If you get the drive home, there’s always the awkward conversation to look forward to. Sitting in dead silence to avoid spewing out more dragon breath is not a way I like to spend a morning, nor that awkward good-bye that resembles something out of the dark corner of a junior high dance. There is also the case of where you have the person drop you off. I have friends that don’t like hook-ups to know where they live, so they’ll ask to be dropped off blocks away from their place. Ahhh, the things we do to avoid the pure potential of seeing certain people.
Side note: how about when you really want someone to leave? Who of us hasn’t made up a story to get someone along their way? The truly cold-hearted will say, “Do you need a ride home?” at which point your fun ticket is revoked.

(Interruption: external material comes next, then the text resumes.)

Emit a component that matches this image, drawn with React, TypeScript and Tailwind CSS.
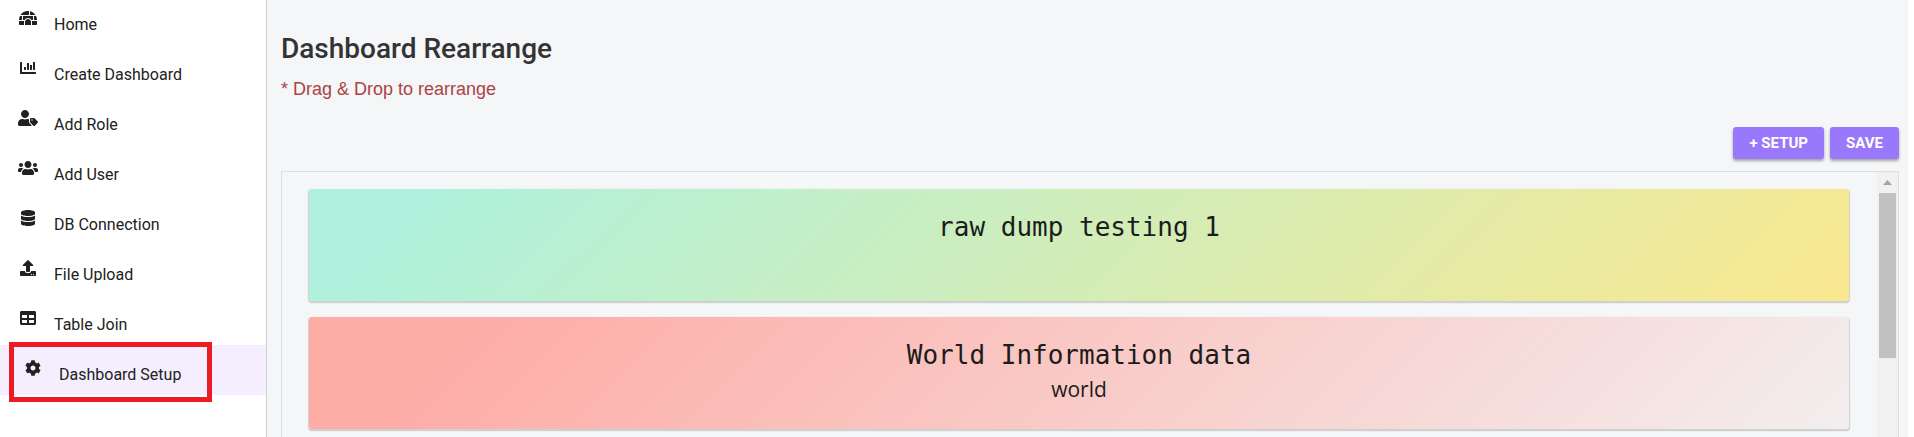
import type { IconType } from "react-icons";
import {
  FaChartBar,
  FaCog,
  FaDatabase,
  FaIgloo,
  FaTable,
  FaUpload,
  FaUsers,
  FaUserTag,
} from "react-icons/fa";

type NavItem = { label: string; icon: IconType; active?: boolean };

const navItems: NavItem[] = [
  { label: "Home", icon: FaIgloo },
  { label: "Create Dashboard", icon: FaChartBar },
  { label: "Add Role", icon: FaUserTag },
  { label: "Add User", icon: FaUsers },
  { label: "DB Connection", icon: FaDatabase },
  { label: "File Upload", icon: FaUpload },
  { label: "Table Join", icon: FaTable },
  { label: "Dashboard Setup", icon: FaCog, active: true },
];

const cards = [
  {
    title: "raw dump testing 1",
    subtitle: "",
    tone: "bg-[linear-gradient(135deg,#aff1dc_8%,#fae88f_100%)]",
  },
  {
    title: "World Information data",
    subtitle: "world",
    tone: "bg-[linear-gradient(135deg,#feaca6_10%,#f3eeee_100%)]",
  },
];

function Sidebar() {
  return (
    <nav className="w-[267px] shrink-0 border-r border-[#cfd0d2] bg-white">
      <ul className="-mt-[5px]">
        {navItems.map(({ label, icon: Icon, active }) => (
          <li key={label} className={active ? "relative bg-[#f5eeff]" : ""}>
            <a
              href="#"
              className={`flex h-[50px] items-start text-[#212121] ${active ? "pl-[23px]" : "pl-[18px]"}`}
            >
              <span className="flex h-[46px] w-5 shrink-0 items-center justify-center">
                <Icon className="h-4 w-5" />
              </span>
              <span className="ml-4 pt-[18px] text-base leading-6">{label}</span>
            </a>
            {active && (
              <span className="pointer-events-none absolute -top-[3px] left-[9px] h-[60px] w-[203px] border-5 border-[#ed1c24]" />
            )}
          </li>
        ))}
      </ul>
    </nav>
  );
}

const buttonClass =
  "h-8 rounded-[3px] bg-[#9a78fb] px-4 text-[15px] font-bold text-white uppercase shadow-[0_2px_3px_rgba(0,0,0,0.35)]";

export default function App() {
  return (
    <div className="flex h-screen overflow-hidden bg-white font-['Roboto',sans-serif]">
      <Sidebar />
      <main className="mr-[6px] flex min-w-0 flex-1 flex-col bg-[#f4f6f8] pr-[9px] pl-[14px]">
        <h1 className="pt-[33px] text-[28px] leading-8 font-medium text-[#333333]">
          Dashboard Rearrange
        </h1>
        <p className="mt-3 font-['Liberation_Sans',sans-serif] text-lg leading-6 text-[#ab4244]">
          * Drag &amp; Drop to rearrange
        </p>
        <div className="mt-[26px] flex justify-end gap-[6px]">
          <button type="button" className={buttonClass}>
            + Setup
          </button>
          <button type="button" className={buttonClass}>
            Save
          </button>
        </div>
        <section className="mt-3 flex min-h-0 flex-1 border border-b-0 border-[#dcdee0]">
          <div className="flex flex-1 flex-col gap-4 pt-[17px] pr-7 pl-[27px]">
            {cards.map((card) => (
              <article
                key={card.title}
                className={`h-28 shrink-0 rounded-[3px] pt-5 text-center text-[#1c1c1c] shadow-[0_1px_1px_1px_#d0d0d0,0_2px_1px_#d0d0d0] ${card.tone}`}
              >
                <h2 className="font-['DejaVu_Sans_Mono',monospace] text-[26px] leading-9">
                  {card.title}
                </h2>
                <p className="font-['Open_Sans',sans-serif] text-[21px] leading-8">
                  {card.subtitle}
                </p>
              </article>
            ))}
          </div>
          <div className="flex w-[21px] flex-col items-center bg-[#f1f1f1]">
            <span className="flex h-[21px] items-center">
              <svg viewBox="0 0 9 5" className="h-[5px] w-[9px]" fill="#a3a3a3">
                <path d="M0 5 4.5 0 9 5z" />
              </svg>
            </span>
            <span className="h-[165px] w-[17px] bg-[#c1c1c1]" />
          </div>
        </section>
      </main>
    </div>
  );
}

Finally, you can really gauge how great a ONS was by the speed it takes you to contact your immediate friends, that group that will gladly revel in whatever you’re about to tell them.
*If you text that night, it’s a 10.
*If you give a call the next day and recount the details, it’s probably a 7 depending on how you tell the story. If there’s cringing or head-shaking, drop it to a 5.
*If you wait weeks and casually bring it up in conversation, that’s a 4.
*If you never bring it up at all, yikes. Even for guys, this is bad. We’ll tell a dog if it’ll listen.
Ladies and gents, those are the Four Stages of ONS as I see them. Your experiences may be different and your value systems may be a bit different than mine, but generally, you gotta admit this is pretty dead-on. Again, this is from a male perspective and I’m sure a few women have read this and thought, “Wow, what a pig.” That’s life, I guess.
If you’ll excuse me, I have to order some Sex Panther cologne and new sneakers in preparation for the weekend. I’ve got some walking to do.